Now comes the fun part... poaching the eggs. Now that I know the vinegar trick, I really love poached eggs and have used them in other recipes. Add about a tablespoon of white vinegar to the poaching water. Bring the water to a full boil. Crack the eggs into separate ramekins (or other small container) so that you can drop one in all at once. Have your spoon ready so that you can quickly coax the white of the egg back to the yolk. Repeat with the other eggs.

Add the cooked pasta in with the mushrooms. Check that there's still a broth. Add a little more water if it has dried up. Spoon the mushroom and pasta mix into bowls. Sprinkle generously with cheese. Add a mix of arugula and basil on top.

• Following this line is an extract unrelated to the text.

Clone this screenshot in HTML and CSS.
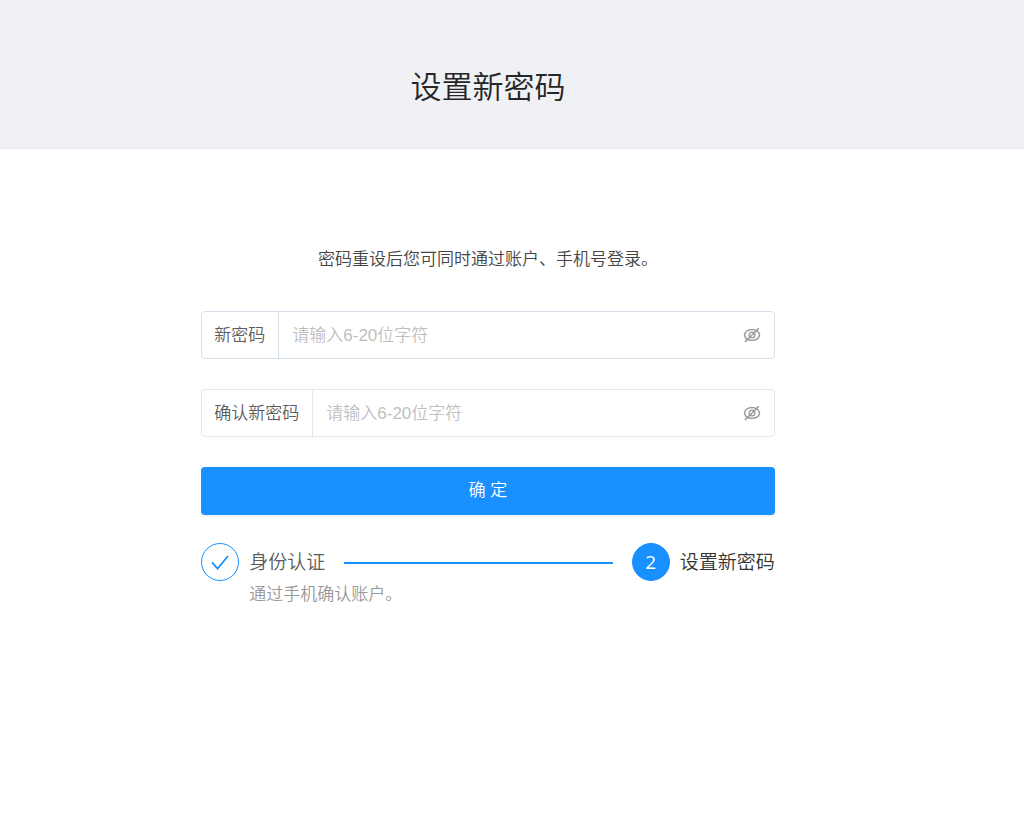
FILE: index.html
```html
<!DOCTYPE html>
<html lang="zh-CN">
<head>
  <meta charset="UTF-8">
  <meta name="viewport" content="width=device-width, initial-scale=1">
  <title>设置新密码</title>
  <link rel="stylesheet" href="styles.css">
</head>
<body>
  <header class="page-header">
    <h1>设置新密码</h1>
  </header>

  <main class="content">
    <p class="tip">密码重设后您可同时通过账户、手机号登录。</p>

    <form id="passwordForm" class="form">
      <div class="field active">
        <label for="password">新密码</label>
        <input type="password" id="password" placeholder="请输入6-20位字符">
        <button type="button" class="eye" aria-label="显示密码">
          <svg viewBox="0 0 18 18" width="18" height="18" fill="none" stroke="currentColor">
            <path d="M1.4 9C2.2 5.5 5.2 3.6 9 3.6S15.8 5.5 16.6 9C15.8 12.5 12.8 14.4 9 14.4S2.2 12.5 1.4 9Z" stroke-width="1.4"/>
            <circle cx="9" cy="9" r="2.9" stroke-width="1.4"/>
            <path d="M2 16L15.8 2.2" stroke-width="1.5"/>
          </svg>
        </button>
      </div>
      <div class="field">
        <label for="confirmPassword">确认新密码</label>
        <input type="password" id="confirmPassword" placeholder="请输入6-20位字符">
        <button type="button" class="eye" aria-label="显示密码">
          <svg viewBox="0 0 18 18" width="18" height="18" fill="none" stroke="currentColor">
            <path d="M1.4 9C2.2 5.5 5.2 3.6 9 3.6S15.8 5.5 16.6 9C15.8 12.5 12.8 14.4 9 14.4S2.2 12.5 1.4 9Z" stroke-width="1.4"/>
            <circle cx="9" cy="9" r="2.9" stroke-width="1.4"/>
            <path d="M2 16L15.8 2.2" stroke-width="1.5"/>
          </svg>
        </button>
      </div>
      <button type="submit" class="submit">确 定</button>
    </form>

    <div class="steps">
      <div class="step done">
        <span class="step-icon">
          <svg viewBox="0 0 18 18" width="18" height="18" fill="none" stroke="currentColor" stroke-width="1.7">
            <path d="M1 9.4L6.6 15.6L17 3"/>
          </svg>
        </span>
        <div class="step-text">
          <div class="step-title">身份认证</div>
          <div class="step-desc">通过手机确认账户。</div>
        </div>
      </div>
      <div class="step current">
        <span class="step-icon">2</span>
        <div class="step-title">设置新密码</div>
      </div>
    </div>
  </main>

  <script>
    document.querySelectorAll('.eye').forEach(function (button) {
      button.addEventListener('click', function () {
        const input = button.parentElement.querySelector('input');
        input.type = input.type === 'password' ? 'text' : 'password';
      });
    });

    document.getElementById('passwordForm').addEventListener('submit', function (e) {
      e.preventDefault();
    });
  </script>
</body>
</html>
```
FILE: styles.css
```css
* {
  box-sizing: border-box;
}

body {
  margin: 0;
  background-color: #fff;
  color: #444;
  font-family: "Liberation Sans", "Noto Sans CJK SC", sans-serif;
  font-size: 17px;
  font-weight: 350;
  line-height: 26px;
}

button,
input {
  font: inherit;
}

.page-header {
  padding: 65px 48px 38px 0;
  background-color: #f0f1f5;
  border-bottom: 1px solid #ebecf0;
  text-align: center;
}

.page-header h1 {
  margin: 0;
  color: #262626;
  font-size: 31px;
  font-weight: 350;
  line-height: 45px;
}

.content {
  width: 56%;
  margin-left: calc(22% - 24px);
}

.tip {
  margin: 0;
  padding: 98px 0 38px;
  text-align: center;
}

.form {
  display: flex;
  flex-direction: column;
  gap: 30px;
}

.field {
  display: flex;
  align-items: center;
  height: 48px;
  border: 1px solid #e4e5e7;
  border-radius: 4px;
}

.field.active {
  border-color: #d6e0ea;
}

.field label {
  padding: 11px 13px 9px 12px;
  border-right: 1px solid #e4e5e7;
  color: #5c5c5c;
}

.field.active label {
  border-color: #d0dce6;
}

.field input {
  flex: 1;
  min-width: 0;
  height: 100%;
  padding: 2px 13px 0;
  border: none;
  outline: none;
  background: none;
}

.field input::placeholder {
  color: #bfbfbf;
}

.eye {
  display: flex;
  margin-right: 13px;
  padding: 0;
  border: none;
  background: none;
  color: #999;
  cursor: pointer;
}

.submit {
  height: 48px;
  border: none;
  border-radius: 4px;
  background-color: #1890ff;
  box-shadow: 0 2px 0 rgba(0, 0, 0, 0.04);
  color: #fff;
  cursor: pointer;
}

.steps {
  display: flex;
  align-items: flex-start;
  margin-top: 28px;
}

.step {
  display: flex;
  gap: 10px;
}

.step.done {
  flex: 1;
}

.step-text {
  flex: 1;
}

.step-icon {
  display: flex;
  flex: none;
  align-items: center;
  justify-content: center;
  width: 38px;
  height: 38px;
  border: 1px solid #1890ff;
  border-radius: 50%;
  color: #1890ff;
  font-family: "Open Sans", "Noto Sans", sans-serif;
  font-size: 19px;
  font-weight: 400;
}

.step.current .step-icon {
  background-color: #1890ff;
  color: #fff;
}

.step-title {
  display: flex;
  align-items: center;
  color: #5c5c5c;
  font-size: 19px;
  line-height: 40px;
}

.step.current .step-title {
  color: #333;
}

/* connector line to the next step */
.step.done .step-title::after {
  content: "";
  flex: 1;
  height: 2px;
  margin: 0 19px;
  background-color: #1890ff;
}

.step-desc {
  color: #999;
  line-height: 24px;
}
```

This meal was the only use I made of my winter garden of arugula. Growing salad greens in a window in winter is difficult. But this was so worth it. While I usually use thyme and rosemary with mushrooms, the spicy and tangy flavors of the arugula and basil really balanced the richness of the mushrooms and the yolk of the egg.

You want the yolks to be pretty runny, so try to cook them for about 2 - 3 minutes max. Then scoop them out with a slotted spoon and put on top of the mound of mushrooms, cheese, and greens. Sprinkle with a little more salt and pepper and serve.

To eat, pierce the egg and mix the yolk in with the sauce of the ragout. You will likely want to eat this with a spoon or at least have some bread on hand to sop up the rest of the sauce.